*WORK TO COMPLETE*
Count lines holding the word "React". Only the number is wanted.
-- start DATASET EXTRACT --
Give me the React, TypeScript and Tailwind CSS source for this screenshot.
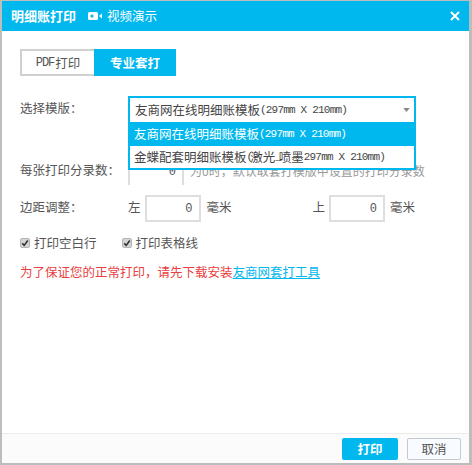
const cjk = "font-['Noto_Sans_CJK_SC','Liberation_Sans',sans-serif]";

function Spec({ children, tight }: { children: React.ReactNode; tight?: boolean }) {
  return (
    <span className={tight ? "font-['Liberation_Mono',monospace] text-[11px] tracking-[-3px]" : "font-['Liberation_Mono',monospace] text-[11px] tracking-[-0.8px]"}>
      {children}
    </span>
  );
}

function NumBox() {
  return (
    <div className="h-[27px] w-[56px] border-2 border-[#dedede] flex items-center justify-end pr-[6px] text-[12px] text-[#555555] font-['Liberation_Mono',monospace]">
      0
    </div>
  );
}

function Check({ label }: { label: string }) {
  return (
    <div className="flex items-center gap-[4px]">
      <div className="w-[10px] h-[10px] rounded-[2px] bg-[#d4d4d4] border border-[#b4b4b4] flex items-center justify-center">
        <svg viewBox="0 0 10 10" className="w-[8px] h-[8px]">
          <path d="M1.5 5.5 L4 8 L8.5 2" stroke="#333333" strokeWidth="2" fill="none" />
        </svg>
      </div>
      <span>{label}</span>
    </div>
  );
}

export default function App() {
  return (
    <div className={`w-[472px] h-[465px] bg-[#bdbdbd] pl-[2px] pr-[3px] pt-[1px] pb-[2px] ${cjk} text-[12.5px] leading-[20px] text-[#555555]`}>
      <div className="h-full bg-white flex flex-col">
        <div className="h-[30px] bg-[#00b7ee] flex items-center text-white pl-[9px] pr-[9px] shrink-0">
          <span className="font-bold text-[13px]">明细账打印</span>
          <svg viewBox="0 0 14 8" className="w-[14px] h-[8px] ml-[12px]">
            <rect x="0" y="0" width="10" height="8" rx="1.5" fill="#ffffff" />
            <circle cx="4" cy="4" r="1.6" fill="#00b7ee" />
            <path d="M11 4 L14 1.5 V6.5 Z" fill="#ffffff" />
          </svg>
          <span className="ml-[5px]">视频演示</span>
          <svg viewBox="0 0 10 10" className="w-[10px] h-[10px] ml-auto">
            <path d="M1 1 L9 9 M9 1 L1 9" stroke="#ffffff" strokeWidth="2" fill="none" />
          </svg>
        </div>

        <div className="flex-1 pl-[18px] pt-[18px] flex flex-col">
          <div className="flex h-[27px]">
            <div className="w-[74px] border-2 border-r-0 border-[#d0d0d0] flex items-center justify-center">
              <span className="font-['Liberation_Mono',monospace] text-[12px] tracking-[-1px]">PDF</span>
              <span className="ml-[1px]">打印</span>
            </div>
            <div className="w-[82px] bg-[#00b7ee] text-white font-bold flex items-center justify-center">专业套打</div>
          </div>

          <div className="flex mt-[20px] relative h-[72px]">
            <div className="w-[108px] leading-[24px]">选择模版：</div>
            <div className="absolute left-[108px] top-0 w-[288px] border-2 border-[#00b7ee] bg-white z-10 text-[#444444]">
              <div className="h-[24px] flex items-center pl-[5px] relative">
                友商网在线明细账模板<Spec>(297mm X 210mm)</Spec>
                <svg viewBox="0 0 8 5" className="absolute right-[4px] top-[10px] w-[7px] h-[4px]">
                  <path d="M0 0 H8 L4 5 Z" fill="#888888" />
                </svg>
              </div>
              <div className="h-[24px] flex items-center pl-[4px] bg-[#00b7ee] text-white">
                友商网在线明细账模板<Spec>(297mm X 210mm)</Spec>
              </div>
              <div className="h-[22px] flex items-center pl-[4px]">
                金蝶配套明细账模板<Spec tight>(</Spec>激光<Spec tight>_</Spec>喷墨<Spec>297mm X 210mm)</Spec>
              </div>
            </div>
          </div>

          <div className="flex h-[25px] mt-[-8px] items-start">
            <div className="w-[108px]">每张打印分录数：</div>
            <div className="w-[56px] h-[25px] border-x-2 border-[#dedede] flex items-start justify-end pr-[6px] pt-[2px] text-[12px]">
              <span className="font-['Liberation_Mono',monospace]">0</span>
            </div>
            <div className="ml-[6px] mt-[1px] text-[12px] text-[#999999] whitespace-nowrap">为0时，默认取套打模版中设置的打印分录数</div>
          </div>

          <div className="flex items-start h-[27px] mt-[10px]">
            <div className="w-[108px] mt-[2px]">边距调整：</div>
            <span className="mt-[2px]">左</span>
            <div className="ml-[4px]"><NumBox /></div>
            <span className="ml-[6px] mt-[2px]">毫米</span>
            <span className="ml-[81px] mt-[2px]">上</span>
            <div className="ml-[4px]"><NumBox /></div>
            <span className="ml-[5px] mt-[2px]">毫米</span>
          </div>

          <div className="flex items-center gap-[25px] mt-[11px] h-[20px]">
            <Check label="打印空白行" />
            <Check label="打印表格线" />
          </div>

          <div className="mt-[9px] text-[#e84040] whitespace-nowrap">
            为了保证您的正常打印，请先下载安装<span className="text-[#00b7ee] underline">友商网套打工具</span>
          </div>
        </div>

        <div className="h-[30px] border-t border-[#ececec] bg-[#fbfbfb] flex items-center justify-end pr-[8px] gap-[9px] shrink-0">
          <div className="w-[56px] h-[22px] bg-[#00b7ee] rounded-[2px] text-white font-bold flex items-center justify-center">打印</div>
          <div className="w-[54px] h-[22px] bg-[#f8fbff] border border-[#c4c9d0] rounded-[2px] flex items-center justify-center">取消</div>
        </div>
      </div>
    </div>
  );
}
-- end DATASET EXTRACT --
*THE OUTPUT*
2